• **Required task**
Tally the lines containing the word "components" and give the total alone.

• **Source data**

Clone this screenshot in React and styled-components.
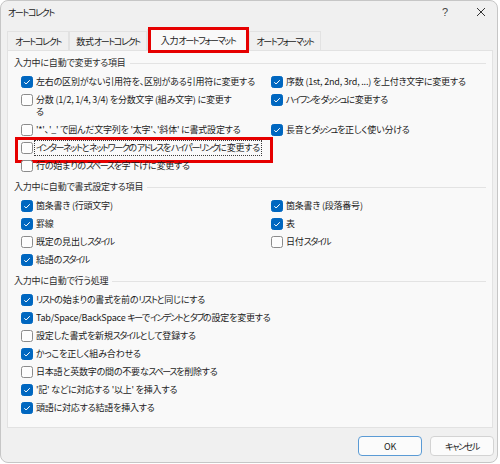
import React from "react";
import styled, { createGlobalStyle } from "styled-components";

const GlobalStyle = createGlobalStyle`
  * { box-sizing: border-box; }
  body {
    margin: 0;
    background: #ffffff;
    font-family: "Noto Sans CJK JP", sans-serif;
  }
`;

const Window = styled.div`
  width: 498px;
  height: 463px;
  border: 1px solid #c6c6c6;
  border-radius: 8px;
  background: #f0f0f0;
  display: flex;
  flex-direction: column;
  overflow: hidden;
  color: #1b1b1b;
  font-size: 9px;
  font-feature-settings: "palt";
  letter-spacing: -0.2px;
`;

// katakana in Yu Gothic UI is far narrower than in Noto, so tighten those runs
const Kana = styled.span`
  letter-spacing: -1.4px;
`;

const TitleBar = styled.div`
  height: 27px;
  padding: 0 11px 5px 7px;
  display: flex;
  align-items: center;
`;

const Title = styled.div`
  flex: 1;
`;

const Controls = styled.div`
  display: flex;
  align-items: center;
  gap: 28px;
  color: #444;
`;

const Help = styled.span`
  font-family: "Liberation Sans", sans-serif;
  font-size: 11px;
  letter-spacing: 0;
`;

const TabRow = styled.div`
  height: 22px;
  padding-left: 6px;
  display: flex;
  align-items: flex-end;
`;

const Tab = styled.div`
  position: relative;
  width: ${({ $w }) => $w}px;
  height: ${({ $active }) => ($active ? 22 : 19)}px;
  display: flex;
  align-items: center;
  justify-content: center;
  white-space: nowrap;
  background: ${({ $active }) => ($active ? "#f9f9f9" : "#f0f0f0")};
  border: 1px solid #e2e2e2;
  border-bottom: none;
  margin-bottom: ${({ $active }) => ($active ? -1 : 0)}px;
  z-index: ${({ $active }) => ($active ? 1 : 0)};

  ${({ $highlight }) =>
    $highlight &&
    `
    &::after {
      content: "";
      position: absolute;
      top: -3px;
      left: 0;
      right: -1px;
      bottom: -2px;
      border: 3px solid #e60000;
      pointer-events: none;
    }
  `}
`;

const Panel = styled.div`
  height: 378px;
  margin: 0 4px 0 6px;
  padding: 5px 6px 0 6px;
  border: 1px solid #e2e2e2;
  background: #f9f9f9;
`;

const Section = styled.div`
  & + & {
    margin-top: 5px;
  }
`;

const SectionHeader = styled.div`
  display: flex;
  align-items: center;
  white-space: nowrap;
  line-height: 14px;
  height: 14px;
  color: #2b2b2b;

  &::after {
    content: "";
    flex: 1;
    height: 1px;
    margin-left: 4px;
    background: #e3e3e3;
  }
`;

const Grid = styled.div`
  margin-top: 3px;
  padding-left: 7px;
  display: grid;
  grid-template-columns: ${({ $cols }) => ($cols === 2 ? "250px 1fr" : "1fr")};
`;

const Row = styled.div`
  position: relative;
  display: flex;
  align-items: flex-start;
  gap: 3px;
  padding: 3px 0;
  line-height: 12px;

  ${({ $highlight }) =>
    $highlight &&
    `
    &::before {
      content: "";
      position: absolute;
      top: -2px;
      left: -6px;
      width: 252px;
      height: 20px;
      border: 3px solid #e60000;
      pointer-events: none;
    }
  `}
`;

const Box = styled.span`
  flex: none;
  width: 12px;
  height: 12px;
  border-radius: 2.5px;
  display: flex;
  align-items: center;
  justify-content: center;
  background: ${({ $checked }) => ($checked ? "#0067c0" : "#fdfdfd")};
  border: 1px solid ${({ $checked }) => ($checked ? "#0067c0" : "#8b8b8b")};
`;

const Label = styled.span`
  white-space: nowrap;
  ${({ $focus }) =>
    $focus &&
    `
    outline: 1px dotted #3a3a3a;
    outline-offset: 1px;
  `}
`;

const Footer = styled.div`
  display: flex;
  justify-content: flex-end;
  gap: 8px;
  padding: 8px 3px 0 0;
`;

const Button = styled.button`
  width: 64px;
  height: 20px;
  padding: 0;
  font: inherit;
  letter-spacing: inherit;
  font-feature-settings: inherit;
  color: #1b1b1b;
  background: #fbfbfb;
  border: 1px solid ${({ $primary }) => ($primary ? "#5b9bd5" : "#d3d3d3")};
  border-radius: 4px;
`;

const Text = ({ children }) =>
  children
    .split(/([\u30A0-\u30FF]+)/)
    .map((part, i) => (i % 2 ? <Kana key={i}>{part}</Kana> : part));

const CloseIcon = () => (
  <svg width="10" height="10" viewBox="0 0 10 10">
    <path d="M1 1 L9 9 M9 1 L1 9" stroke="#333" strokeWidth="1" fill="none" />
  </svg>
);

const Check = ({ checked }) => (
  <Box $checked={checked}>
    {checked && (
      <svg width="8" height="8" viewBox="0 0 8 8">
        <path d="M1.3 4.2 L3.1 6 L6.8 2.2" stroke="#fff" strokeWidth="1" fill="none" />
      </svg>
    )}
  </Box>
);

const Option = ({ item }) => (
  <Row $highlight={item.highlight}>
    <Check checked={item.checked} />
    <Label $focus={item.highlight}>
      {item.text.split("\n").map((line, i) => (
        <React.Fragment key={i}>
          {i > 0 && <br />}
          <Text>{line}</Text>
        </React.Fragment>
      ))}
    </Label>
  </Row>
);

const tabs = [
  { name: "オートコレクト", w: 62 },
  { name: "数式オートコレクト", w: 78 },
  { name: "入力オートフォーマット", w: 102, active: true },
  { name: "オートフォーマット", w: 72 },
];

const sections = [
  {
    title: "入力中に自動で変更する項目",
    cols: 2,
    items: [
      { text: "左右の区別がない引用符を、区別がある引用符に変更する", checked: true },
      { text: "序数 (1st, 2nd, 3rd, ...) を上付き文字に変更する", checked: true },
      { text: "分数 (1/2, 1/4, 3/4) を分数文字 (組み文字) に変更す\nる" },
      { text: "ハイフンをダッシュに変更する", checked: true },
      { text: "'*'、'_' で囲んだ文字列を '太字'、'斜体' に書式設定する" },
      { text: "長音とダッシュを正しく使い分ける", checked: true },
      { text: "インターネットとネットワークのアドレスをハイパーリンクに変更する", highlight: true },
      null,
      { text: "行の始まりのスペースを字下げに変更する" },
    ],
  },
  {
    title: "入力中に自動で書式設定する項目",
    cols: 2,
    items: [
      { text: "箇条書き (行頭文字)", checked: true },
      { text: "箇条書き (段落番号)", checked: true },
      { text: "罫線", checked: true },
      { text: "表", checked: true },
      { text: "既定の見出しスタイル" },
      { text: "日付スタイル" },
      { text: "結語のスタイル", checked: true },
    ],
  },
  {
    title: "入力中に自動で行う処理",
    cols: 1,
    items: [
      { text: "リストの始まりの書式を前のリストと同じにする", checked: true },
      { text: "Tab/Space/BackSpace キーでインデントとタブの設定を変更する", checked: true },
      { text: "設定した書式を新規スタイルとして登録する" },
      { text: "かっこを正しく組み合わせる", checked: true },
      { text: "日本語と英数字の間の不要なスペースを削除する" },
      { text: "'記' などに対応する '以上' を挿入する", checked: true },
      { text: "頭語に対応する結語を挿入する", checked: true },
    ],
  },
];

const App = () => {
  return (
    <>
      <GlobalStyle />
      <Window>
        <TitleBar>
          <Title>
            <Text>オートコレクト</Text>
          </Title>
          <Controls>
            <Help>?</Help>
            <CloseIcon />
          </Controls>
        </TitleBar>
        <TabRow>
          {tabs.map((tab) => (
            <Tab key={tab.name} $w={tab.w} $active={tab.active} $highlight={tab.active}>
              <Text>{tab.name}</Text>
            </Tab>
          ))}
        </TabRow>
        <Panel>
          {sections.map((section) => (
            <Section key={section.title}>
              <SectionHeader>
                <Text>{section.title}</Text>
              </SectionHeader>
              <Grid $cols={section.cols}>
                {section.items.map((item, i) =>
                  item ? <Option key={item.text} item={item} /> : <div key={i} />
                )}
              </Grid>
            </Section>
          ))}
        </Panel>
        <Footer>
          <Button $primary>OK</Button>
          <Button>
            <Text>キャンセル</Text>
          </Button>
        </Footer>
      </Window>
    </>
  );
};

export default App;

• **Task solution**
2